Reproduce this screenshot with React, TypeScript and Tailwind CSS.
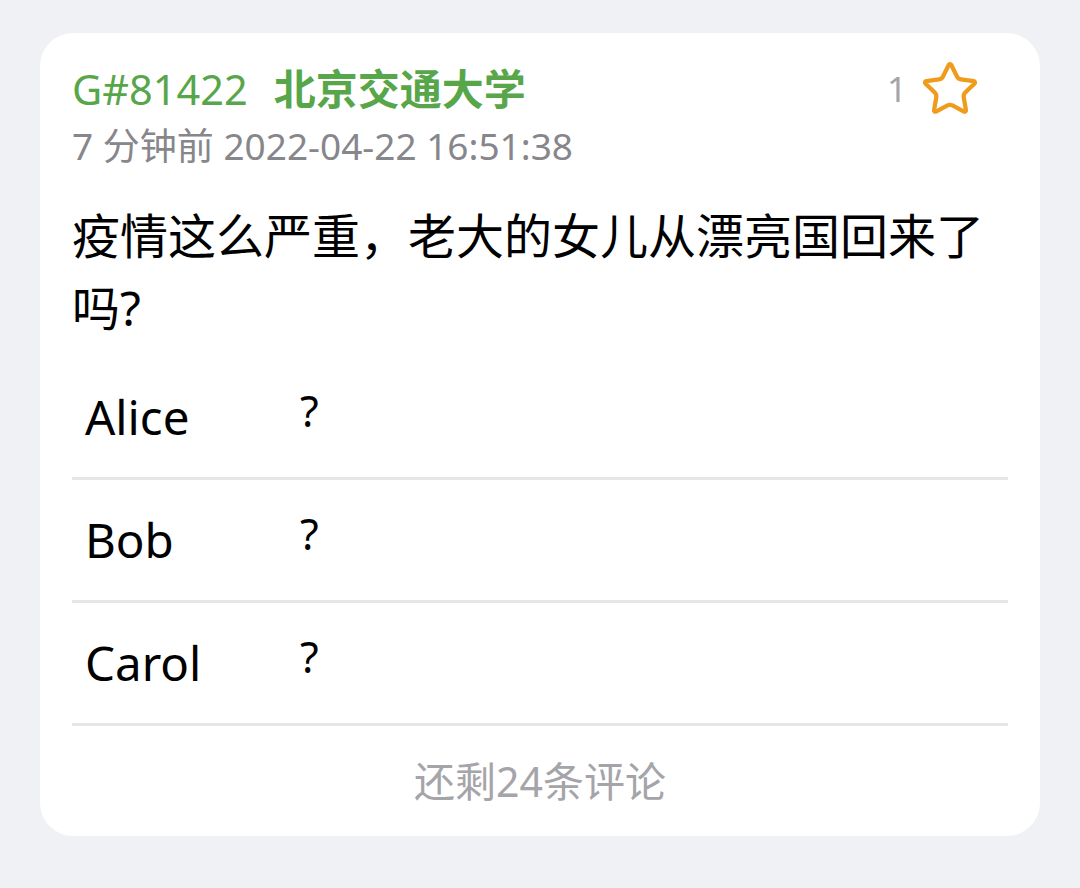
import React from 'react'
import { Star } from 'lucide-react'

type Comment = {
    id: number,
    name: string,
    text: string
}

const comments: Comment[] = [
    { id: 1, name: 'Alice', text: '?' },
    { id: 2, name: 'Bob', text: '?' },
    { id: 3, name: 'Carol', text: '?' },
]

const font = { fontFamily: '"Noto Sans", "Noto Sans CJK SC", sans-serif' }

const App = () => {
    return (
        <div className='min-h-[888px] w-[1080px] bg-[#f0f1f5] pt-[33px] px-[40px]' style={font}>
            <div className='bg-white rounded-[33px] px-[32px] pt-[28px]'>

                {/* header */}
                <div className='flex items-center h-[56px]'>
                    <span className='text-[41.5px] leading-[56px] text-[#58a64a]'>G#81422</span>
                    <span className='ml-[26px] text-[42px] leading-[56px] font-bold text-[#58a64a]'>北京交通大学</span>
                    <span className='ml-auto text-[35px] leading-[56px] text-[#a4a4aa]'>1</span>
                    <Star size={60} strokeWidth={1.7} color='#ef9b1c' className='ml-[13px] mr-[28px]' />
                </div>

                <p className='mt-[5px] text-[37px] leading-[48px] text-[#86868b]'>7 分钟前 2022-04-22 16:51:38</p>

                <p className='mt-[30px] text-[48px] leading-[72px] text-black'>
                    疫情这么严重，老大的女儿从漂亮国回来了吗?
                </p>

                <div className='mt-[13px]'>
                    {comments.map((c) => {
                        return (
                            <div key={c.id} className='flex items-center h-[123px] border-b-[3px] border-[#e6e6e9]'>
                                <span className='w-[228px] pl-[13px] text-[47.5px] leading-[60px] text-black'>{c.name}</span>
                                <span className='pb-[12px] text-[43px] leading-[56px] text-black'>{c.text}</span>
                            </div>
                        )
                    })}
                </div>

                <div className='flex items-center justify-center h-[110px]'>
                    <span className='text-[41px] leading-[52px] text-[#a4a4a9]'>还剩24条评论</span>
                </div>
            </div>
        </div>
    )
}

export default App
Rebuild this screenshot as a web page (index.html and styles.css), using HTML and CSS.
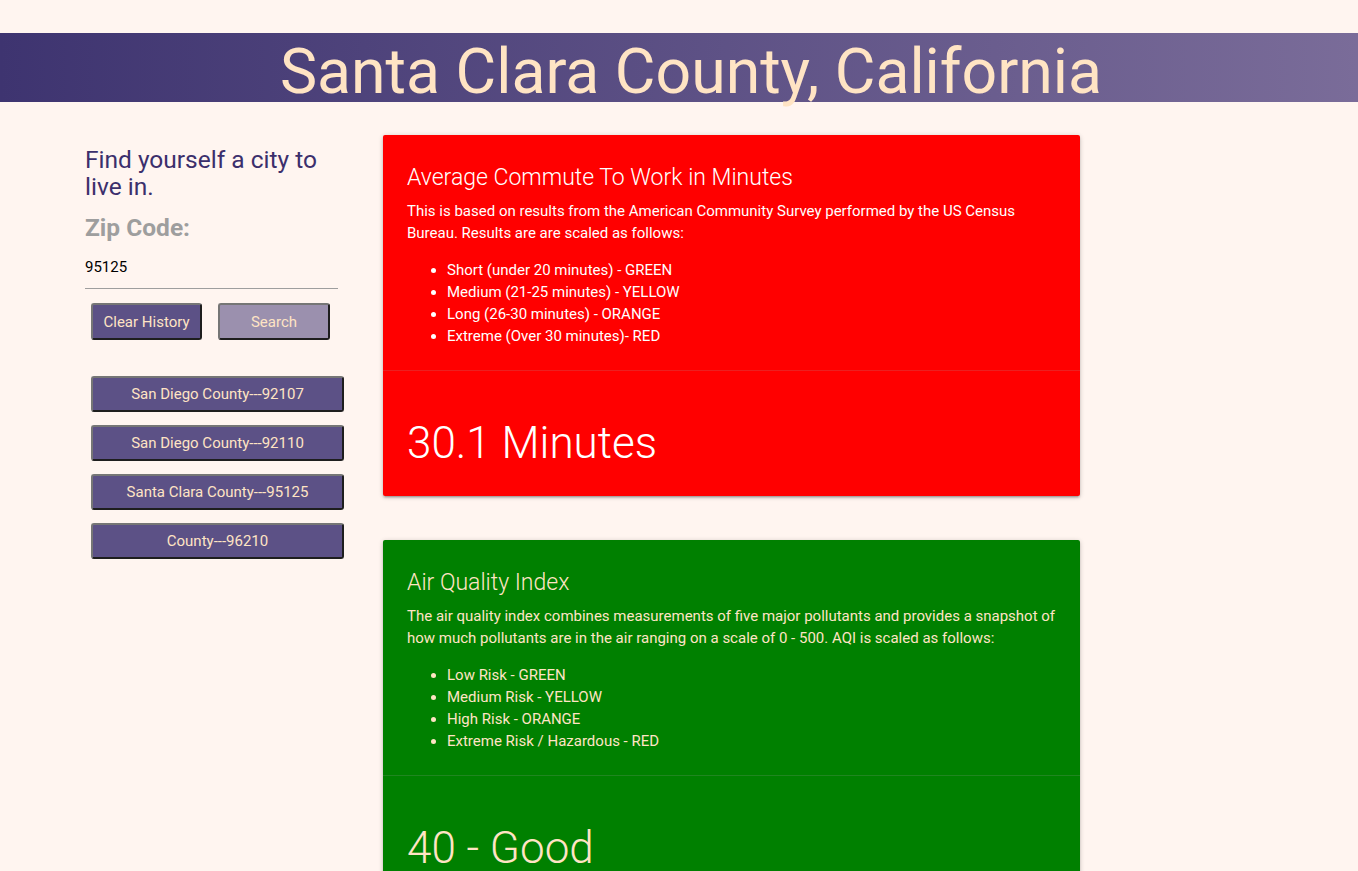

--------------------------------------------------

**SHORT EXERCISE:**
Repeat the lines exactly as they stand, from the opening line of the data through the line with "<div className='bg-white rounded-[33px]". Pictures stay out of the copy.

**OUTPUT:**
Reproduce this screenshot with React, TypeScript and Tailwind CSS.
import React from 'react'
import { Star } from 'lucide-react'

type Comment = {
    id: number,
    name: string,
    text: string
}

const comments: Comment[] = [
    { id: 1, name: 'Alice', text: '?' },
    { id: 2, name: 'Bob', text: '?' },
    { id: 3, name: 'Carol', text: '?' },
]

const font = { fontFamily: '"Noto Sans", "Noto Sans CJK SC", sans-serif' }

const App = () => {
    return (
        <div className='min-h-[888px] w-[1080px] bg-[#f0f1f5] pt-[33px] px-[40px]' style={font}>
            <div className='bg-white rounded-[33px] px-[32px] pt-[28px]'>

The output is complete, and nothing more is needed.